As the year draws to a close, many are left sceptical at a gasping, tentative global economy.
We ask experts and analysts about their thoughts on impending world events and their impact on blockchain and cryptocurrency going forth.
The end of a bull market led by currency downward spirals
In an interview with TIME Money, Nouriel Robini, noted economist and author, foresees a bull market that that will come to a conclusive end. The major currencies of the world will see likely depreciation – with notable dips from political turmoil and upheaval in leadership in the UK, Turkey, Argentina, Indonesia and Italy. Both UK and the Italy have a precarious position with sizeable impact on the larger European economy. The former is caught in unresolved Brexit discussions armed with “drastic consequences” as described by the Guardian and the latter voting on a leadership coalition that is counteracting European Union policies and best practices.

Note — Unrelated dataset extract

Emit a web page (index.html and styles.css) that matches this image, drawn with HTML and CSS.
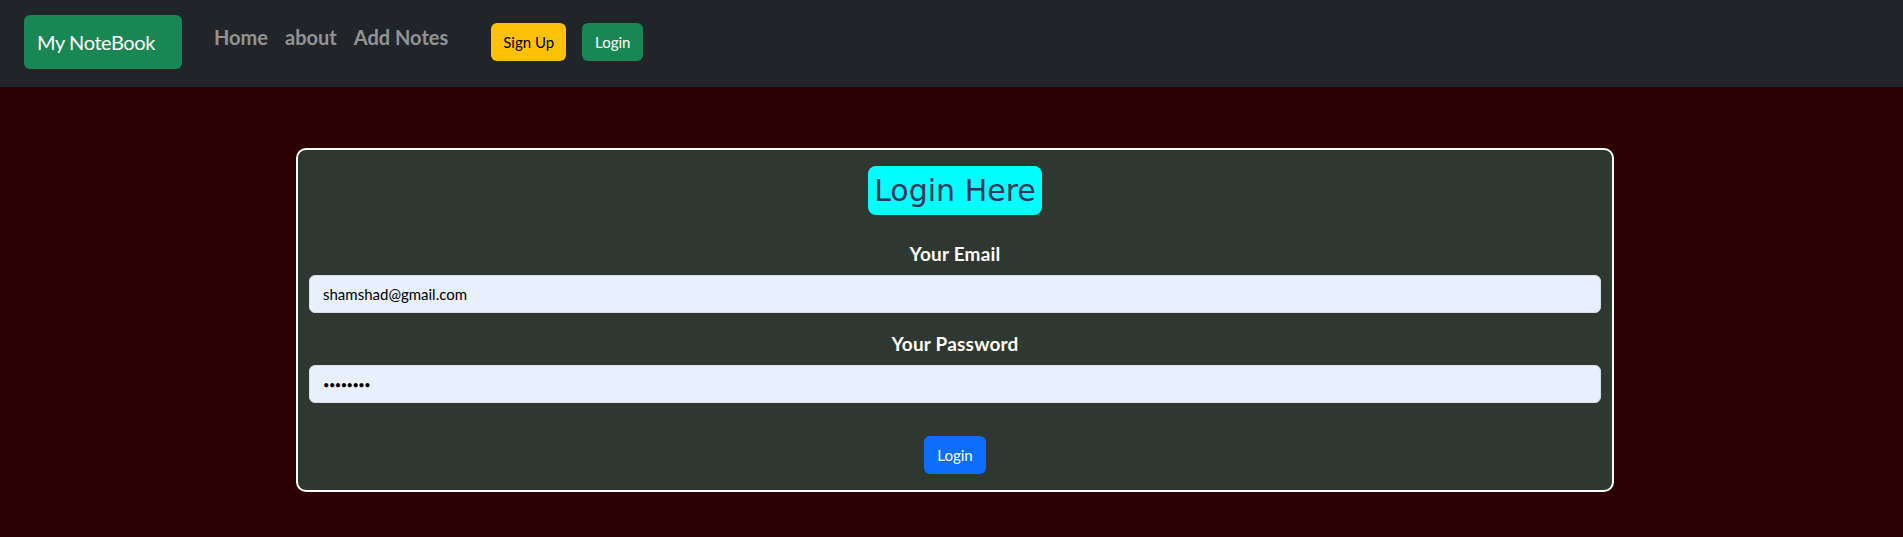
FILE: index.html
```html
<!DOCTYPE html>
<html lang="en">
<head>
<meta charset="utf-8">
<title>My NoteBook - Login</title>
<link rel="stylesheet" href="styles.css">
</head>
<body>
  <nav class="navbar">
    <a class="brand" href="#">My NoteBook</a>
    <ul class="nav-links">
      <li><a href="#">Home</a></li>
      <li><a href="#">about</a></li>
      <li><a href="#">Add Notes</a></li>
    </ul>
    <div class="nav-actions">
      <a class="btn btn-warning" href="#">Sign Up</a>
      <a class="btn btn-success" href="#">Login</a>
    </div>
  </nav>

  <main class="page">
    <form class="login-card">
      <h2 class="login-title">Login Here</h2>
      <label class="field-label" for="email">Your Email</label>
      <input class="field-input" id="email" type="email" value="shamshad@gmail.com">
      <label class="field-label field-label-second" for="password">Your Password</label>
      <input class="field-input field-password" id="password" type="password" value="12345678">
      <div class="submit-row">
        <button class="btn btn-primary" type="button">Login</button>
      </div>
    </form>
  </main>
</body>
</html>
```

FILE: styles.css
```css
* {
  box-sizing: border-box;
}

html, body {
  margin: 0;
  padding: 0;
}

body {
  background: #2c0204;
  font-family: Lato, "Open Sans", "Liberation Sans", sans-serif;
  min-height: 537px;
}

a {
  text-decoration: none;
}

.navbar {
  height: 87px;
  background: #212529;
  display: flex;
  align-items: flex-start;
  padding: 15px 0 0 24px;
}

.brand {
  display: flex;
  align-items: center;
  width: 158px;
  height: 54px;
  padding-left: 13px;
  background: #198754;
  color: #ffffff;
  border-radius: 6px;
  font-size: 20px;
  letter-spacing: -0.4px;
}

.nav-links {
  list-style: none;
  display: flex;
  gap: 17px;
  margin: 7px 0 0 32px;
  padding: 0;
}

.nav-links a {
  display: block;
  color: rgba(255, 255, 255, 0.52);
  font-weight: 700;
  font-size: 20px;
  line-height: 30px;
}

.nav-actions {
  display: flex;
  gap: 16px;
  margin: 8px 0 0 43px;
}

.btn {
  display: inline-flex;
  align-items: center;
  justify-content: center;
  height: 38px;
  padding: 0 12px;
  border: none;
  border-radius: 6px;
  font-family: Lato, "Open Sans", "Liberation Sans", sans-serif;
  font-size: 15px;
  cursor: pointer;
}

.btn-warning {
  background: #ffc107;
  color: #000000;
  width: 75px;
}

.btn-success {
  background: #198754;
  color: #ffffff;
  width: 61px;
}

.btn-primary {
  background: #0d6efd;
  color: #ffffff;
  width: 62px;
}

.page {
  padding-top: 61px;
}

.login-card {
  width: 1318px;
  margin: 0 0 0 296px;
  border: 2px solid #ffffff;
  border-radius: 10px;
  background: #2f3830;
  padding: 16px 11px 16px;
  display: flex;
  flex-direction: column;
  align-items: center;
}

.login-title {
  margin: 0;
  background: #00ffff;
  color: #2f3656;
  font-family: "DejaVu Sans", "Liberation Sans", sans-serif;
  font-weight: 400;
  font-size: 30px;
  line-height: 49px;
  height: 49px;
  padding: 0 6px;
  border-radius: 8px;
}

.field-label {
  display: block;
  color: #ffffff;
  font-weight: 700;
  font-size: 19px;
  letter-spacing: 0.2px;
  line-height: 27px;
  margin: 25px 0 8px;
}

.field-label-second {
  margin-top: 17px;
}

.field-input {
  display: block;
  width: 100%;
  height: 38px;
  padding: 6px 13px;
  border: 1px solid #d9dee6;
  border-radius: 6px;
  background: #e8f0fe;
  color: #000000;
  font-family: Lato, "Open Sans", "Liberation Sans", sans-serif;
  font-size: 15px;
  outline: none;
}

.field-password {
  font-size: 11px;
  letter-spacing: -0.5px;
}

.submit-row {
  margin-top: 33px;
  display: flex;
  justify-content: center;
}
```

According to the World Economic Forum , countries such as Argentina, Indonesia and Turkey also see troubled times for their economy due to a dependence on foreign investment that typically trickles in. Foreign funding is plugged in to fill trade and government deficits.
Uncertainty of elections in Asia could unearth surprises
Upcoming elections in 2019 including those in Indonesia, India and Thailand could see things shaken up as uncertainty plagues these markets. On the upside, should government policies not iron themselves out, crypto investors still have plenty to look forward to. Goldman Sachs points out that the elections in the region could present policy shifts and market opportunities.
“Cryptocurrencies are hedged against failed government policies, so if anything, crypto investors will be less surprised by any new capital controls or monetary debasements,” added Tomas Forgac, independent cryptocurrency advisor and author.
Trade will become more granular and intra-regional
Trade activity will continue to be more region-intensive in Asean and North Asia as compared to the European Union, according to the Asian Times. This means that there is a possibility of cryptocurrency faring better in markets such as Japan, South Korea, Singapore and Vietnam.
According to Euhler Hermes, China sees a possibly welcome stabilisation. China’s revival could have a domino effect in stabilising other Asian countries, among which include vulnerable states such as Philippines and Indonesia, both who will see enough private demand needed to sustain them.
“ASEAN is an alternative supply chain base for companies looking to diversify from other markets like China. And this has been ongoing for some time — Vietnam for example is a favorite for manufacturing, especially for electronic components and Thailand has been very strong in the automotive sector historically,” said James Yi, Managing Director for Southeast Asia and South Korea, APCO Worldwide.
Blockchain continues to see interest and spike in growth
Financier Worldwide argues that blockchain will continue to grow across industries including capital markets, asset management, banking and insurance. Concerns over efficiency, security and transparency will hinder mainstream adoption. However, analysts at Financier Worldwide argue financial institutions across Europe and Asia are driving solutions for inefficient distribution, transaction speed and regulatory inconsistency.
“There are multiple ways to be exposed to blockchain and firms should consider whether they want to be innovative and ahead of the curve by developing products, purchasing over-the-counter products with proven track records, investing in blockchain companies or gaining some other form of exposure,” says Joaquin Sales, partner at King and Wood Mallesons. Sales adds that currently banks are preoccupied with updating software and this will result in blockchain seeing lagging adoption rates and slower buy-in from institutions.
“Our advice would be to adapt to blockchain technology in a progressive way. Based on the advantages of blockchain, embracing this technology appears necessary. However, as there are still significant matters to be addressed in order for this technology to become widespread, its implementation will not be imminent. Banks, unlike start-ups, have large and expensive legacy computer systems which can slow down innovation.”